--- Start of MATERIAL ---

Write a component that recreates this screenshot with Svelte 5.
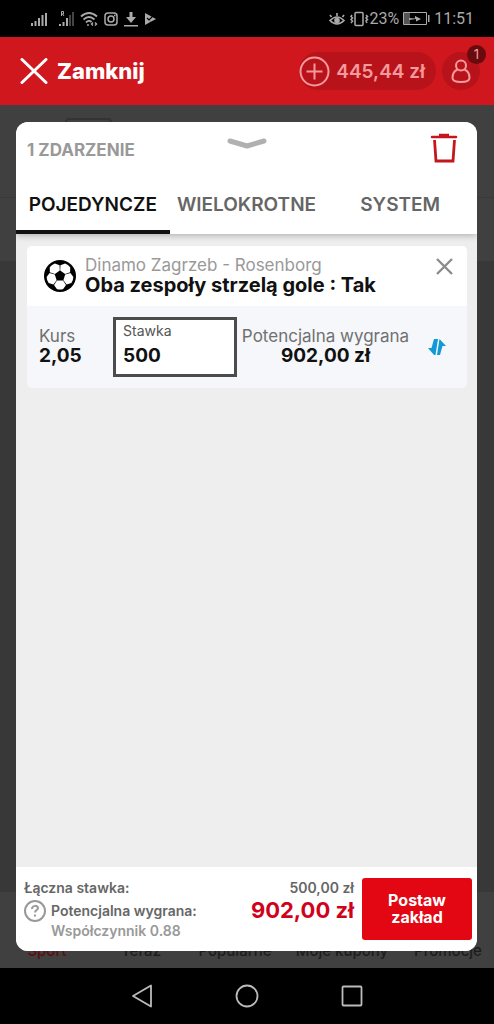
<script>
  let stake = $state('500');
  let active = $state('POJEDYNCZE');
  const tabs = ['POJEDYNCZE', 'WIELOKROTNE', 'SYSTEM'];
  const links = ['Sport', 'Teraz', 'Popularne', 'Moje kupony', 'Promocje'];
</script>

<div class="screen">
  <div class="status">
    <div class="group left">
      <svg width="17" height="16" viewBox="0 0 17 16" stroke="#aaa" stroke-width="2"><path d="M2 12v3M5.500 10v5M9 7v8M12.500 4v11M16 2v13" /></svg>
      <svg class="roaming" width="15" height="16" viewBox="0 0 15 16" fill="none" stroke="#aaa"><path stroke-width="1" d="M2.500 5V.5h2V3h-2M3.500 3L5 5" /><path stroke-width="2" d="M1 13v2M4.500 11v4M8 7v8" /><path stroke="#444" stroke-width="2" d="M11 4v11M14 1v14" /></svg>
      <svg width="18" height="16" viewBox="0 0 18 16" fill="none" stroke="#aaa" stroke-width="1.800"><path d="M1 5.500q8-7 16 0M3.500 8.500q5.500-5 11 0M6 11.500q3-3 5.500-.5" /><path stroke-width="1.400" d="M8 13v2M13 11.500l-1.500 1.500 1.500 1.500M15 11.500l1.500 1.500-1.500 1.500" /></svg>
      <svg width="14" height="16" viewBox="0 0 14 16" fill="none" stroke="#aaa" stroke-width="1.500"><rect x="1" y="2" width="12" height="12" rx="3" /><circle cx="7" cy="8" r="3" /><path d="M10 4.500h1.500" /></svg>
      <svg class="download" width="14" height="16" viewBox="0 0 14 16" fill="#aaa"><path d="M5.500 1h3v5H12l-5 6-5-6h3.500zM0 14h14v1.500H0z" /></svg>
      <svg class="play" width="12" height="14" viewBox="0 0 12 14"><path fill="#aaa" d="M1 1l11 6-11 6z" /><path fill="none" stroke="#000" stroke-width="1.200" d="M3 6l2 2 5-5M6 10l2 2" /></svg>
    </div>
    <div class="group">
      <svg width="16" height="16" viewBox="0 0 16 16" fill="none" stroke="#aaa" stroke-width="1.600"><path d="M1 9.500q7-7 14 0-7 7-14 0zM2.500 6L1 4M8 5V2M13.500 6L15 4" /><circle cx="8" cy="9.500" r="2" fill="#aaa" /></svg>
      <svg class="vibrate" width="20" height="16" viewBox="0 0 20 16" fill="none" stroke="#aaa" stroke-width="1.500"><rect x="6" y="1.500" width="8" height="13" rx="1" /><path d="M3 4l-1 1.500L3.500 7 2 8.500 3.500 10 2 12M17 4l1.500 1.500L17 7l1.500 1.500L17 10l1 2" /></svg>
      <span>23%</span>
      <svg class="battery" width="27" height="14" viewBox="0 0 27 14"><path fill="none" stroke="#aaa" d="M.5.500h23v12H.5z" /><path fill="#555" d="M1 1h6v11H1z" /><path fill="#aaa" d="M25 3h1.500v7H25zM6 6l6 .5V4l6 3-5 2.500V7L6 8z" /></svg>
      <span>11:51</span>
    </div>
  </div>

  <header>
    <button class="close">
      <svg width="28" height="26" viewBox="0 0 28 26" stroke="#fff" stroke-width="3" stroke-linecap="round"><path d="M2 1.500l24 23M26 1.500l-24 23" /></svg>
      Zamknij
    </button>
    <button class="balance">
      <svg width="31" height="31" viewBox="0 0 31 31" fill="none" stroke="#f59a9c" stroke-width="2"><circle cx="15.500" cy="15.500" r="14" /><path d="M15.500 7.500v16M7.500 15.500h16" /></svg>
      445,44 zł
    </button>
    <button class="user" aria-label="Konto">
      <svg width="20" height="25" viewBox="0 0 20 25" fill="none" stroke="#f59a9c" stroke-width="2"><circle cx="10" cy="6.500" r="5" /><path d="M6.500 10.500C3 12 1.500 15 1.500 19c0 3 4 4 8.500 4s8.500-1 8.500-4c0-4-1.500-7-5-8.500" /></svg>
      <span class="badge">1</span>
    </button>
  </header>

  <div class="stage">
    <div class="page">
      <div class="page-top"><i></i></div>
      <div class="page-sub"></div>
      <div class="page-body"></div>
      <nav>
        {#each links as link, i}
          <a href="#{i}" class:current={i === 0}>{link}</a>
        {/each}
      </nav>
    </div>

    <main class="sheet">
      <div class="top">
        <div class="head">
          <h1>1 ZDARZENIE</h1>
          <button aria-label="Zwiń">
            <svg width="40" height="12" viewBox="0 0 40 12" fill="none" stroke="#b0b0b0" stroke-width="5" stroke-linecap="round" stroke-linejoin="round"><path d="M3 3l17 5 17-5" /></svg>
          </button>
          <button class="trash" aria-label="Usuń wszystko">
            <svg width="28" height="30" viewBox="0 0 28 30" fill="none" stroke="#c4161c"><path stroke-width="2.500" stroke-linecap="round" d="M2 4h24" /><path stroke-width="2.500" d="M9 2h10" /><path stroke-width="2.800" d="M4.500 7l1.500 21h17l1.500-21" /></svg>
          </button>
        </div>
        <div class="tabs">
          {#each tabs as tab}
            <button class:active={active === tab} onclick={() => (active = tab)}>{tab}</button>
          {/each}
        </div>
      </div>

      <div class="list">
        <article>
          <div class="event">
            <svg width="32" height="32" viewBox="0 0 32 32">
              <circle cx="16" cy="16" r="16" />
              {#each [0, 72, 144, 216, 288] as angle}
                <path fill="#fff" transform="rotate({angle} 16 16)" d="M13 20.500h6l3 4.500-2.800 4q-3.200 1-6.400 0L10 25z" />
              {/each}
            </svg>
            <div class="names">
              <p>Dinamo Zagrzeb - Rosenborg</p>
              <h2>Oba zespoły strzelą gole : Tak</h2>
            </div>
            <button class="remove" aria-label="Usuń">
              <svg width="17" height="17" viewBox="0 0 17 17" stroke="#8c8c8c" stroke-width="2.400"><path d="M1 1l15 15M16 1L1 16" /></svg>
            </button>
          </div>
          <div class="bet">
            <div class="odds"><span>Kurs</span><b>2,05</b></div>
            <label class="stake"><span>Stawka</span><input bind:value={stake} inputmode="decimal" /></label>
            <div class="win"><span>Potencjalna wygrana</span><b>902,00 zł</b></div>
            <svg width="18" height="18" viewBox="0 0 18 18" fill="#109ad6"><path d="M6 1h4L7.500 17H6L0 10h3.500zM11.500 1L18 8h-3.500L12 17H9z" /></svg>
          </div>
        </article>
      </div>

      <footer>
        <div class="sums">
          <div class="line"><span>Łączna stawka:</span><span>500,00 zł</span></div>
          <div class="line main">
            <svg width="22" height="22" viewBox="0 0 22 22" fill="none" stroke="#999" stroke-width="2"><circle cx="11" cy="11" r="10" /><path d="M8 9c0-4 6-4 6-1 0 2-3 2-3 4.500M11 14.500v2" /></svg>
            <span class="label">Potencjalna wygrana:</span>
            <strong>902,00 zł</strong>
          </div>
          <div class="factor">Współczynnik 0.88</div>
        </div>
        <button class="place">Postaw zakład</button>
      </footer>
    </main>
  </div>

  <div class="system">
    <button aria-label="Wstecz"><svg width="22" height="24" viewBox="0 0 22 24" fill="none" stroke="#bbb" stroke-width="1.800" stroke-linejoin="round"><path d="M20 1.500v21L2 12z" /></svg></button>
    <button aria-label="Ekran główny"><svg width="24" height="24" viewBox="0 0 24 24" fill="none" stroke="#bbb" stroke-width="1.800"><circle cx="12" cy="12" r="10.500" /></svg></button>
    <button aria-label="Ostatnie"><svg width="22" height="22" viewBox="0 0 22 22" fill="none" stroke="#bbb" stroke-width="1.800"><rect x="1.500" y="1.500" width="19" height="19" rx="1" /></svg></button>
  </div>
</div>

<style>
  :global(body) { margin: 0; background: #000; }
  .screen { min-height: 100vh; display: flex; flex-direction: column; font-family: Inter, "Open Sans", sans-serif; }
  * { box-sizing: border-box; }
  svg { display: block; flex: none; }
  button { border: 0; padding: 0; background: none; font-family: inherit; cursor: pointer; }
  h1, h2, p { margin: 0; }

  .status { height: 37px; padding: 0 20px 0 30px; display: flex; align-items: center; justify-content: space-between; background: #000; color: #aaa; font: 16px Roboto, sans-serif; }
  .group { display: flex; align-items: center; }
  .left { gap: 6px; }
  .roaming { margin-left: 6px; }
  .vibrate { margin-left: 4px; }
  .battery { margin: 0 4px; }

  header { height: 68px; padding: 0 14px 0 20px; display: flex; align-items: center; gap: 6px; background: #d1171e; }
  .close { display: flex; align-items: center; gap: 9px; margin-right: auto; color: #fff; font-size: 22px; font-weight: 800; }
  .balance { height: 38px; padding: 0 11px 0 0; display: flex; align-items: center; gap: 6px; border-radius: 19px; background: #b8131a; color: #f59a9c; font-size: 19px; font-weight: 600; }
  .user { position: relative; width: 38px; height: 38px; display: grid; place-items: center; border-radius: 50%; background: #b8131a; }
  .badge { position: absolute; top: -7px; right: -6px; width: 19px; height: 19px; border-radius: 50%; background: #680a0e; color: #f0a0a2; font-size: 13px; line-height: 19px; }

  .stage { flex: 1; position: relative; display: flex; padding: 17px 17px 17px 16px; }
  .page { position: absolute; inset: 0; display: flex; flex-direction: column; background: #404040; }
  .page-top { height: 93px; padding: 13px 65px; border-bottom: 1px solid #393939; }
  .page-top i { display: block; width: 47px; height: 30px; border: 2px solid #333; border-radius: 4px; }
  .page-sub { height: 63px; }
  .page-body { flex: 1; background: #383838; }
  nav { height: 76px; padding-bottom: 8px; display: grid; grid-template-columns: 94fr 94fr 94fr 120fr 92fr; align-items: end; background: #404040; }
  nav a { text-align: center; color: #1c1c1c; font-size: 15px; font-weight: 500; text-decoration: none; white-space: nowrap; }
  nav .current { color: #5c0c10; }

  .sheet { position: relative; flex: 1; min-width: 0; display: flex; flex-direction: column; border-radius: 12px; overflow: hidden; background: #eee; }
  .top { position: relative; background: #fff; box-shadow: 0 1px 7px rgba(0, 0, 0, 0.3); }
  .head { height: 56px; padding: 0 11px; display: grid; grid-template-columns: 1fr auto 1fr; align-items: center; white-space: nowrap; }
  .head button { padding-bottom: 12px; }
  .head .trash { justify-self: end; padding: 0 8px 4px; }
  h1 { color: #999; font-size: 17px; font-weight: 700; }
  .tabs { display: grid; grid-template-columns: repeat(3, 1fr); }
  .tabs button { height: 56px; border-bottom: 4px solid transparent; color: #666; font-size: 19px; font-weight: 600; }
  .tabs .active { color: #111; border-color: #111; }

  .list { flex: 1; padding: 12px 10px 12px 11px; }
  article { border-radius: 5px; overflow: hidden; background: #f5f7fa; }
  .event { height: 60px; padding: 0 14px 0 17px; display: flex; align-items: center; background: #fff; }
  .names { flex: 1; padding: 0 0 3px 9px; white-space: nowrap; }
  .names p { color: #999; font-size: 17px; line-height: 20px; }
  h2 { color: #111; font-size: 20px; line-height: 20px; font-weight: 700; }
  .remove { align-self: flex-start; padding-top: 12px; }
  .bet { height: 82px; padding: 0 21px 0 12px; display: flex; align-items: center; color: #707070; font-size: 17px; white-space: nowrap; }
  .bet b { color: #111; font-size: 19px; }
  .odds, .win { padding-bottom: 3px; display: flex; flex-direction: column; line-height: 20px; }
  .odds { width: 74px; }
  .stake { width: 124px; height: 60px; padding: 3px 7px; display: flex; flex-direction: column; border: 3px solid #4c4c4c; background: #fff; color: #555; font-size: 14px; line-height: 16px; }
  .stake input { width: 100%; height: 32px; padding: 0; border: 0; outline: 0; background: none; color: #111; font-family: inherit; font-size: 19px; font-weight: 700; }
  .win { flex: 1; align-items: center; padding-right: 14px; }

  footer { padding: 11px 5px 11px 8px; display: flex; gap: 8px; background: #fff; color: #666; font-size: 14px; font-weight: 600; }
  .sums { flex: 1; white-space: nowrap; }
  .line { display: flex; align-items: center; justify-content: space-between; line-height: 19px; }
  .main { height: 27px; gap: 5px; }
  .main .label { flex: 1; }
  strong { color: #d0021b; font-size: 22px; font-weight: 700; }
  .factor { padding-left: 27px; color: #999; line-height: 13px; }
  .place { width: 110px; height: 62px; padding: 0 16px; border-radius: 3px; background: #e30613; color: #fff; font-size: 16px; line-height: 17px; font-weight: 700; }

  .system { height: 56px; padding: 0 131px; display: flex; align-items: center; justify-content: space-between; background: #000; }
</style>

--- End of MATERIAL ---
--- Start of MATERIAL ---

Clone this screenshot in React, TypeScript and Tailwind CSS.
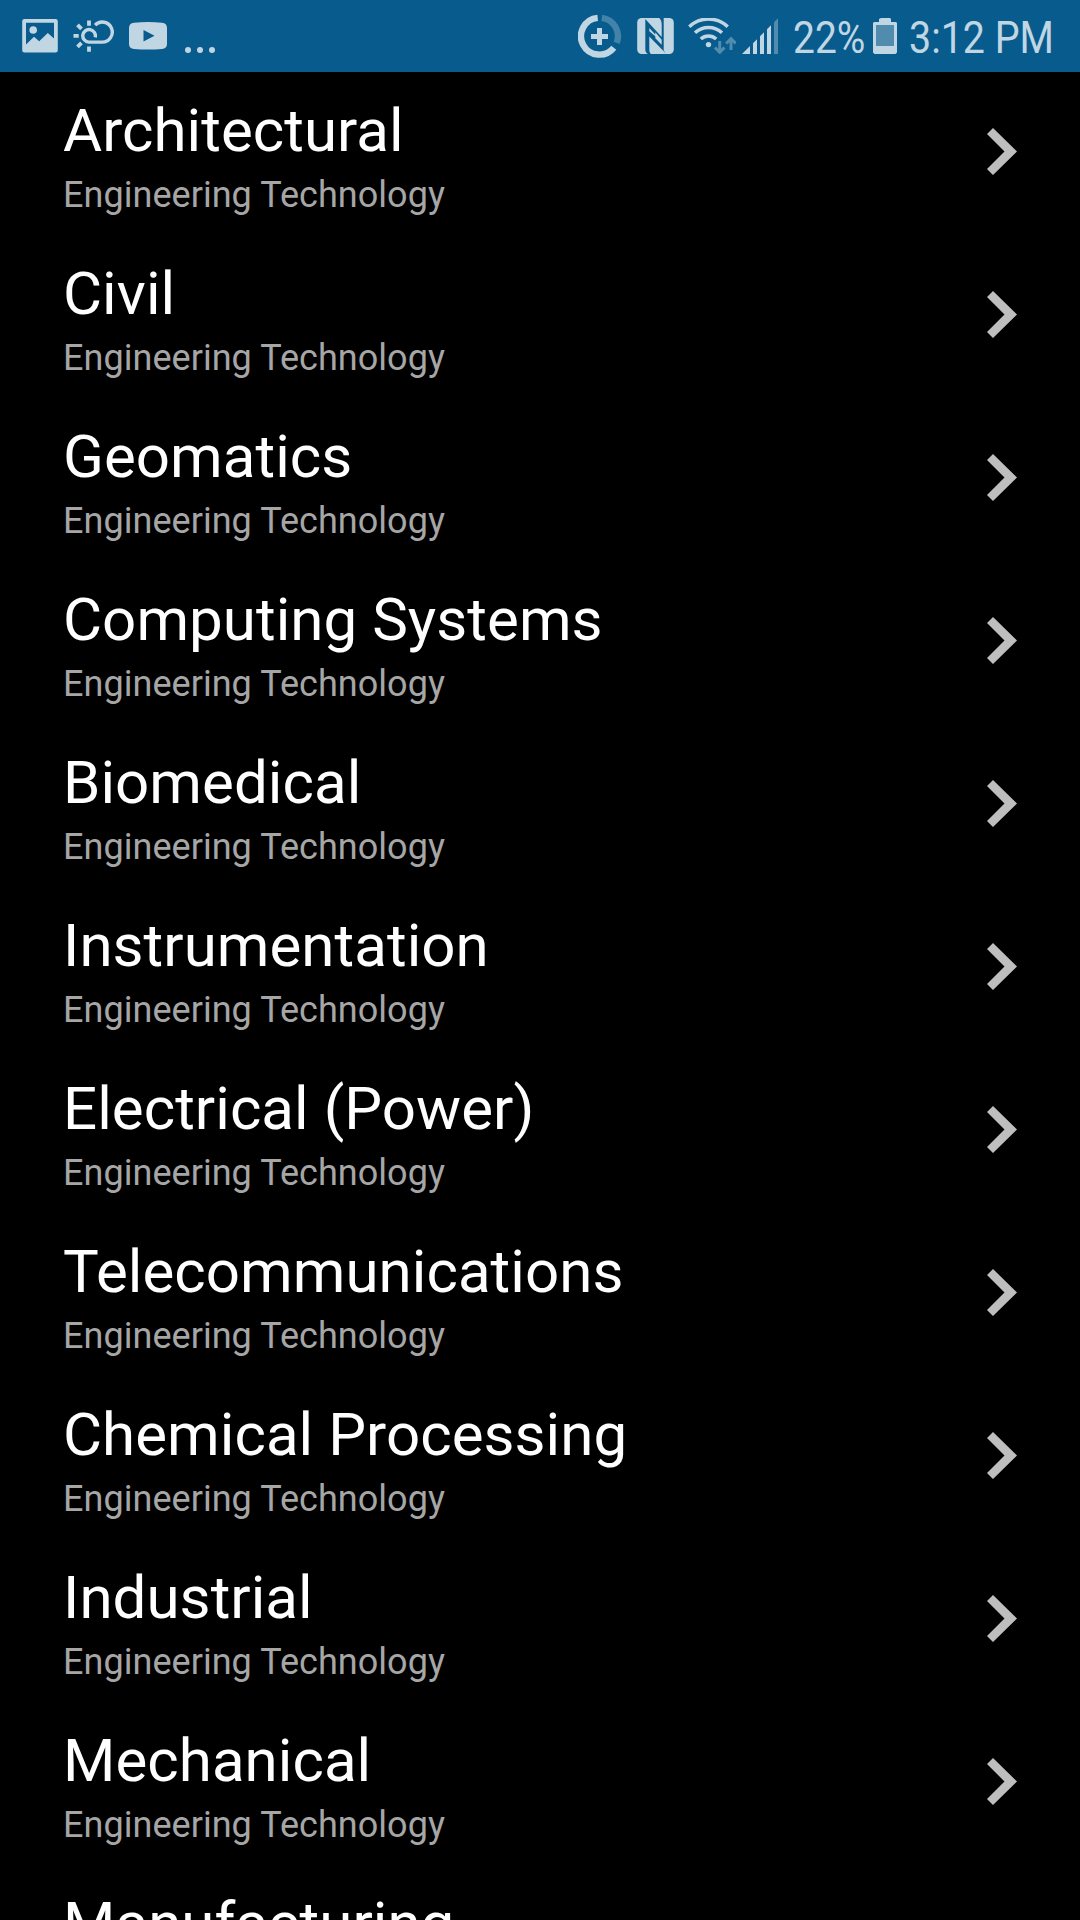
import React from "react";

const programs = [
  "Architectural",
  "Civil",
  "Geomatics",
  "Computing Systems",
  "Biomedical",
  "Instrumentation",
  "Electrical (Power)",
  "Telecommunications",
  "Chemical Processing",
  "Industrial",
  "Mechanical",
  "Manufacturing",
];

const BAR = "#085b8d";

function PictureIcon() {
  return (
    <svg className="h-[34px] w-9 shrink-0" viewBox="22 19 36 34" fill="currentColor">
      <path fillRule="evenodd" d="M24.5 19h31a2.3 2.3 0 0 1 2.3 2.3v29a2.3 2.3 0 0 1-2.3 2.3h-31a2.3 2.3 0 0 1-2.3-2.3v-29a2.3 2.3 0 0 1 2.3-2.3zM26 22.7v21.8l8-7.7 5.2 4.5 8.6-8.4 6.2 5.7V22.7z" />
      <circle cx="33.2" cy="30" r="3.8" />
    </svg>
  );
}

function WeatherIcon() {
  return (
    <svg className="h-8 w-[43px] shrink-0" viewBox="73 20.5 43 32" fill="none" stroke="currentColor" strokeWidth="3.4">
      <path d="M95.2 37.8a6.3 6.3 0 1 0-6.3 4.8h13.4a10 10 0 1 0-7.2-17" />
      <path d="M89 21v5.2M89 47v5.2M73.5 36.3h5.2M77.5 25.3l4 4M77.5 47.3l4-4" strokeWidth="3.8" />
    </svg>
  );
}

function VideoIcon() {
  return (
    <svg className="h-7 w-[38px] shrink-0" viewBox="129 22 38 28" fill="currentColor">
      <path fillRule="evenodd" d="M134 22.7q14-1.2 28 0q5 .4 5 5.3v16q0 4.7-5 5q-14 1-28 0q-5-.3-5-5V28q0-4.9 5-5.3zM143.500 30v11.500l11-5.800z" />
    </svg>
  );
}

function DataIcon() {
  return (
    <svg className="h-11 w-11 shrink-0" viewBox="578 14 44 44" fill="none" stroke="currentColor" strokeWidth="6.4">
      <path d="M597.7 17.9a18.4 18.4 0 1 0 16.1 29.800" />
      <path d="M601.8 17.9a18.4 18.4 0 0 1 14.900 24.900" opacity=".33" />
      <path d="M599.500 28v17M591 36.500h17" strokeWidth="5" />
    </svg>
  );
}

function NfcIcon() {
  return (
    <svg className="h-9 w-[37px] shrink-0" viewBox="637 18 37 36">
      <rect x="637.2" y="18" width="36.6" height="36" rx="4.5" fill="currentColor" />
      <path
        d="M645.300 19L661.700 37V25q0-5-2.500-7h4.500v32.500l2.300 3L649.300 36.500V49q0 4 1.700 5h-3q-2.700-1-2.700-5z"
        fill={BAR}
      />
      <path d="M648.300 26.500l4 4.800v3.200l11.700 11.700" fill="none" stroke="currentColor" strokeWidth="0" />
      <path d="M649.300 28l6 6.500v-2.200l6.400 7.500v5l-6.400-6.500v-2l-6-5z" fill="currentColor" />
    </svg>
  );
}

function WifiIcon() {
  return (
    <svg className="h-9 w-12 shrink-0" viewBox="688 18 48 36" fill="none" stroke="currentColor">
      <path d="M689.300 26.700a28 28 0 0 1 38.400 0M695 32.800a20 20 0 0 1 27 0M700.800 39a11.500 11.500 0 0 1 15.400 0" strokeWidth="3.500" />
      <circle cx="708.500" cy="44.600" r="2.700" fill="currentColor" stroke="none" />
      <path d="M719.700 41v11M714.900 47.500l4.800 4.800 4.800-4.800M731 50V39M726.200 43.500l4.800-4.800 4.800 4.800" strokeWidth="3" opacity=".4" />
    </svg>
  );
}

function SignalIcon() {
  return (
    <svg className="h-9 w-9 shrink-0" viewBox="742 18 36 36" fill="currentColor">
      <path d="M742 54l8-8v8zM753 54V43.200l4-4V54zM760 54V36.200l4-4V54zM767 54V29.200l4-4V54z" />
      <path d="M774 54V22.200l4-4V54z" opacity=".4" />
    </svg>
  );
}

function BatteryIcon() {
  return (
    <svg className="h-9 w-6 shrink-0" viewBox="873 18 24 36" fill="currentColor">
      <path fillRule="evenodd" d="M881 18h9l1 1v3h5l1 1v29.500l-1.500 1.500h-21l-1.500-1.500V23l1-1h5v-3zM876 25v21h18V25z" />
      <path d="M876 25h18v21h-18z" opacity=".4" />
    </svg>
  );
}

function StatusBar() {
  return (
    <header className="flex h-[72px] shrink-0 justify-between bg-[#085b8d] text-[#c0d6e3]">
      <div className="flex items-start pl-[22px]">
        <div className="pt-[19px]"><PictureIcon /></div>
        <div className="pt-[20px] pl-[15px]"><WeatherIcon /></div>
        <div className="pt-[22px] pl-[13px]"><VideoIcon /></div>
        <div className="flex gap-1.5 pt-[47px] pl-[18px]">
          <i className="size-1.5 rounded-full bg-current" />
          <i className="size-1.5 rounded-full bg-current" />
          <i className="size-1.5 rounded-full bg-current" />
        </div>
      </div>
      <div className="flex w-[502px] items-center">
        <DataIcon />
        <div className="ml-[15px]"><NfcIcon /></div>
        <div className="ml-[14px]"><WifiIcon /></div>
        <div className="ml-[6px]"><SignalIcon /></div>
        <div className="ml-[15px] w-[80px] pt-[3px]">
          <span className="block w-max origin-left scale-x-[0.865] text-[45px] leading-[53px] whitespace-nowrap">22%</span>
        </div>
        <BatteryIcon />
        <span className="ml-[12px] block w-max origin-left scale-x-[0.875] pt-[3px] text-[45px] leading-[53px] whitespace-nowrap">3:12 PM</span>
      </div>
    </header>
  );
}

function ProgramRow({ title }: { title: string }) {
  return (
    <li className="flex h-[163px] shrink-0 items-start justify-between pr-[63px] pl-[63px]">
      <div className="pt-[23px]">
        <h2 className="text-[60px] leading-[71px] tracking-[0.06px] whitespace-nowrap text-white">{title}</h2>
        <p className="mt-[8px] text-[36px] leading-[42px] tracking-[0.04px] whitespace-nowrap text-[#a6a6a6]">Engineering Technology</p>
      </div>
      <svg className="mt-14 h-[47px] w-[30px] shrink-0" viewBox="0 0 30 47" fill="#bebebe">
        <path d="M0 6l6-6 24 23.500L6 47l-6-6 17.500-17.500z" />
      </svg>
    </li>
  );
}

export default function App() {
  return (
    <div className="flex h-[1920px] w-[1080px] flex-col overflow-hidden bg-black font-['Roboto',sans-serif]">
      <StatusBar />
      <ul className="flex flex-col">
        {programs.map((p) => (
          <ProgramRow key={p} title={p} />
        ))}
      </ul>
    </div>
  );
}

--- End of MATERIAL ---

Pull out each line of the records holding the string "this".

Write a component that recreates this screenshot with Svelte 5.
Clone this screenshot in React, TypeScript and Tailwind CSS.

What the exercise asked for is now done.